The marriage between TV and cars isn't necessarily an obvious one, but it seems that the only thing that auto enthusiasts like more than driving cars is watching shows about cars on TV. Automotive programming pops up on just about every broadcast and cable networks, and entire networks have been devoted to bringing vehicular entertainment to the small screen.
In the beginning, automotive programming was often very straightforward. Programs like "MotorWeek" on PBS featured road tests of new car models and basic maintenance information, and the BBC's "Top Gear" offered much the same kind of content on the other side of Atlantic. Both series are still on the air, although "Top Gear" underwent a redesign and relaunch after the turn of the century.
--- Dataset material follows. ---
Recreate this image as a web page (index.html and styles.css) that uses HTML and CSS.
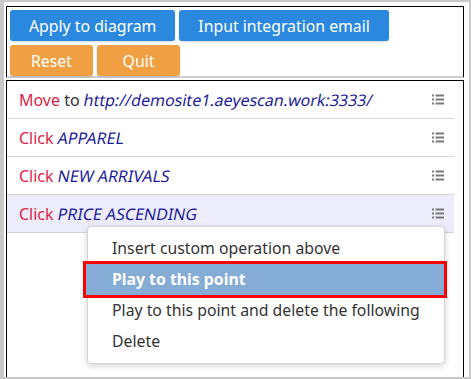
FILE: index.html
```html
<!DOCTYPE html>
<html lang="en">
<head>
    <meta charset="UTF-8">
    <title>Operations</title>
    <link rel="stylesheet" href="styles.css">
</head>
<body>

    <div class="frame">
        <div class="toolbar">
            <div class="btn-row">
                <button class="btn btn-blue">Apply to diagram</button>
                <button class="btn btn-blue">Input integration email</button>
            </div>
            <div class="btn-row">
                <button class="btn btn-orange">Reset</button>
                <button class="btn btn-orange">Quit</button>
            </div>
        </div>

        <div class="op-list">
            <div class="op-row">
                <span class="op-text"><span class="verb">Move</span> <span class="prep">to</span> <span class="target">http://demosite1.aeyescan.work:3333/</span></span>
                <svg class="op-icon" width="12" height="11" viewBox="0 0 12 11"><g fill="#7a7a7a"><rect x="0" y="0.5" width="2" height="2"/><rect x="3.5" y="0.5" width="8.5" height="2"/><rect x="0" y="4.5" width="2" height="2"/><rect x="3.5" y="4.5" width="8.5" height="2"/><rect x="0" y="8.5" width="2" height="2"/><rect x="3.5" y="8.5" width="8.5" height="2"/></g></svg>
            </div>
            <div class="op-row">
                <span class="op-text"><span class="verb">Click</span> <span class="target">APPAREL</span></span>
                <svg class="op-icon" width="12" height="11" viewBox="0 0 12 11"><g fill="#7a7a7a"><rect x="0" y="0.5" width="2" height="2"/><rect x="3.5" y="0.5" width="8.5" height="2"/><rect x="0" y="4.5" width="2" height="2"/><rect x="3.5" y="4.5" width="8.5" height="2"/><rect x="0" y="8.5" width="2" height="2"/><rect x="3.5" y="8.5" width="8.5" height="2"/></g></svg>
            </div>
            <div class="op-row">
                <span class="op-text"><span class="verb">Click</span> <span class="target">NEW ARRIVALS</span></span>
                <svg class="op-icon" width="12" height="11" viewBox="0 0 12 11"><g fill="#7a7a7a"><rect x="0" y="0.5" width="2" height="2"/><rect x="3.5" y="0.5" width="8.5" height="2"/><rect x="0" y="4.5" width="2" height="2"/><rect x="3.5" y="4.5" width="8.5" height="2"/><rect x="0" y="8.5" width="2" height="2"/><rect x="3.5" y="8.5" width="8.5" height="2"/></g></svg>
            </div>
            <div class="op-row selected">
                <span class="op-text"><span class="verb">Click</span> <span class="target">PRICE ASCENDING</span></span>
                <svg class="op-icon" width="12" height="11" viewBox="0 0 12 11"><g fill="#7a7a7a"><rect x="0" y="0.5" width="2" height="2"/><rect x="3.5" y="0.5" width="8.5" height="2"/><rect x="0" y="4.5" width="2" height="2"/><rect x="3.5" y="4.5" width="8.5" height="2"/><rect x="0" y="8.5" width="2" height="2"/><rect x="3.5" y="8.5" width="8.5" height="2"/></g></svg>
            </div>
        </div>

        <!-- context menu for the selected row -->
        <div class="context-menu">
            <div class="menu-item">Insert custom operation above</div>
            <div class="menu-item active">Play to this point</div>
            <div class="menu-item">Play to this point and delete the following</div>
            <div class="menu-item">Delete</div>
        </div>
    </div>

</body>
</html>
```

FILE: styles.css
```css
* {
    box-sizing: border-box;
}

body {
    margin: 0;
    font-family: 'Noto Sans', 'Open Sans', sans-serif;
    background: #ffffff;
}

.frame {
    position: relative;
    width: 471px;
    height: 379px;
    border: 2px solid #c8c8c8;
    border-left-width: 4px;
    padding: 4px 5px 0 2px;
    overflow: hidden;
}

.toolbar {
    border: 1px solid #000;
    border-bottom: 2px solid #cfcfcf;
    padding: 3px 3px 0 3px;
    display: flex;
    flex-direction: column;
    gap: 4px;
}

.btn-row {
    display: flex;
    gap: 4px;
}

.btn {
    font-family: inherit;
    font-size: 15.8px;
    color: #fff;
    border: none;
    border-radius: 3px;
    height: 31px;
    padding: 0 19px;
    cursor: pointer;
    box-shadow: 0 1px 2px rgba(0, 0, 0, 0.15);
}

.btn-blue {
    background: #2a89de;
}

.btn-orange {
    background: #f0a042;
    min-width: 83px;
}

.op-list {
    margin-top: 2px;
    border: 1px solid #000;
    border-bottom: none;
    height: 300px;
    padding-right: 9px;
}

.op-row {
    height: 38px;
    display: flex;
    align-items: center;
    justify-content: space-between;
    padding: 0 10px 0 12px;
    border-bottom: 1px solid #d4d4d4;
    font-size: 16px;
}

.op-row.selected {
    background: #ececfa;
}

.verb {
    color: #dc1f48;
}

.prep {
    color: #333;
}

/* regular glyphs slanted: the italic face here runs too narrow */
.target {
    display: inline-block;
    color: #1c1c9a;
    transform: skewX(-11deg);
}

.op-icon {
    flex-shrink: 0;
}

.context-menu {
    position: absolute;
    left: 83px;
    top: 224px;
    width: 358px;
    height: 138px;
    background: #fff;
    border: 1px solid #d6d6d6;
    border-radius: 4px;
    box-shadow: 0 2px 6px rgba(0, 0, 0, 0.18);
    padding: 6px 0;
}

.menu-item {
    height: 31px;
    line-height: 31px;
    padding-left: 24px;
    font-size: 15.8px;
    color: #333;
    white-space: nowrap;
}

.menu-item.active {
    margin-left: -2px;
    padding-left: 26px;
    background: #84acd5;
    color: #fff;
    font-weight: bold;
    outline: 3px solid #ff0000;
}
```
The rise of reality programming on cable TV was fortuitous for automotive programming. The combination of cars, motorcycles and reality-style drama resulted in popular series such as "American Chopper," which followed the exploits of custom motorcycle builders, and series featuring the building, customization and restoration of vehicles proliferated.
In addition to the documentary and reality genres, the televised presentation of motorsports has been one of the most popular genres of automotive programming for decades. Broadcasts of NASCAR stock car racing events are some of the most widely viewed sports broadcasts on television, and other racing series such as Formula 1 have smaller but equally dedicated audiences.